Recognition Enhancement of Dementia Patients’ Working Memory Using Entropy-Based Features and Local Tangent Space Alignment Algorithm

Abstract

Detecting dementia presents a barrier to advancing individualized healthcare. Electroencephalographic (EEG) signals’ nonlinear nature has been characterized using entropies. While a working memory (WM), the EEGs of 5 patients suffering vascular dementia (VD), 15 patients had stroke-related mild cognitive impairment (SMCI), and 15 healthy normal control (NC) participants were evaluated in this study. A four-step framework for the automatic identification of dementia is provided, with the first stage employing the newly developed automatic independent component analysis and wavelet (AICA-WT) method.
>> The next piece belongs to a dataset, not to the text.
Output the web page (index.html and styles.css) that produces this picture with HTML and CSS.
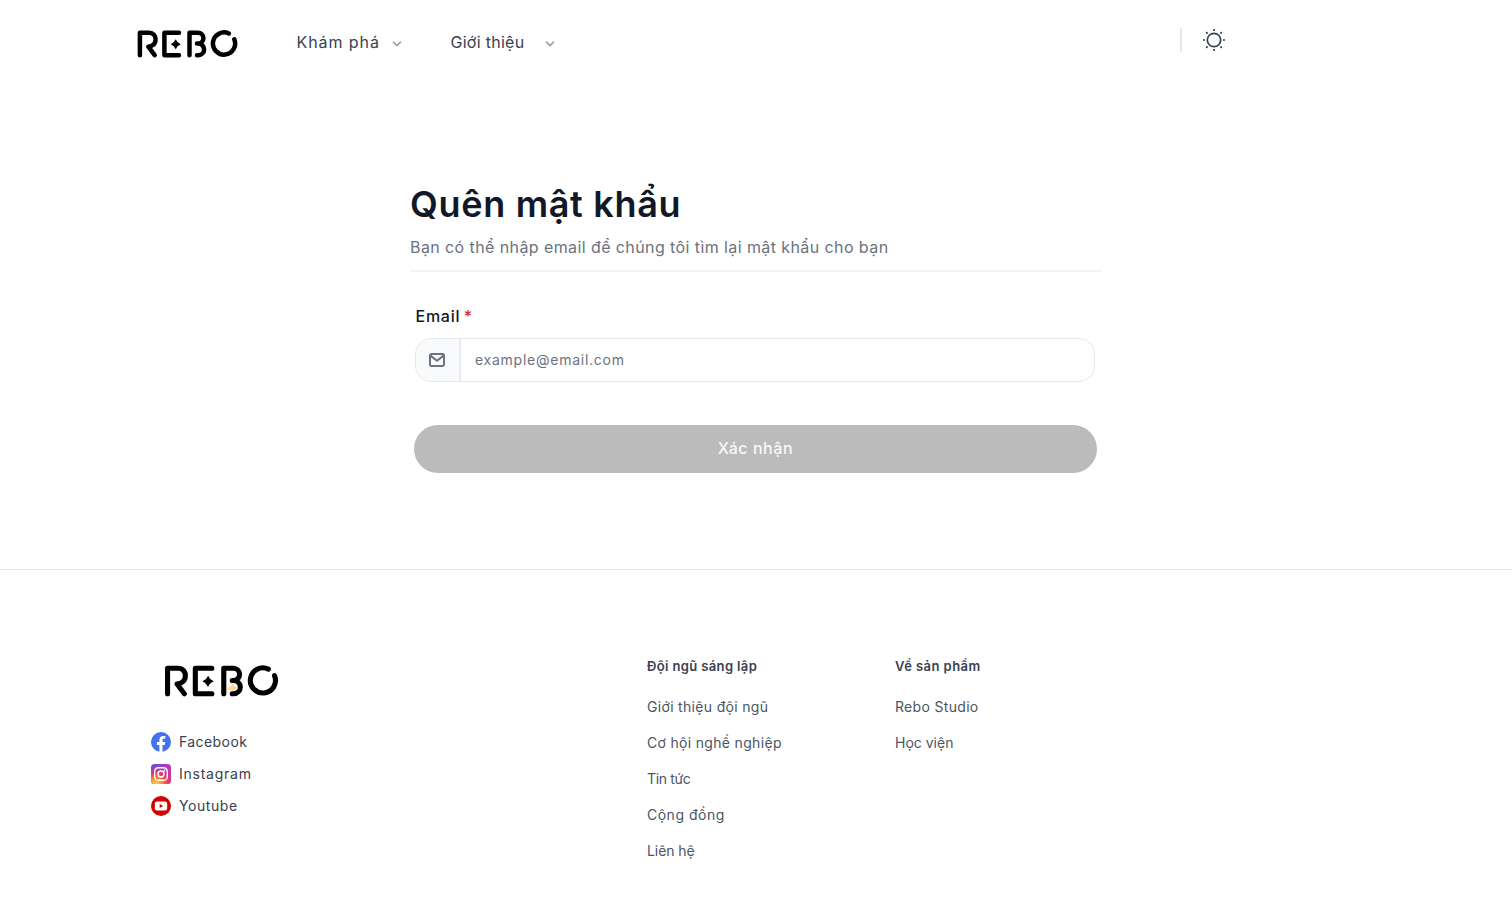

In the second stage, nonlinear entropy features using fuzzy entropy (FuzzEn), fluctuation-based dispersion entropy (FDispEn), and bubble entropy (BubbEn) were utilized to extract various dynamical properties from multi-channel EEG signals derived from patients with dementia. A statistical examination of the individual performance was conducted using analysis of variance (ANOVA) to determine the degree of EEG complexity across brain regions. Afterwards, the nonlinear local tangent space alignment (LSTA) dimensionality reduction approach was utilized to enhance the automatic diagnosis of dementia patients’. Using k-nearest neighbors (kNN), support vector machine (SVM), and decision tree (DT) classifiers, the impairment of post-stroke patients was finally identified. BubbEn is chosen to develop a new BubbEn-LTSA mapping process for creating the innovative AICA-WT-BubbEn-LTSA dementia recognition framework, which is the basis for an automated VD detection.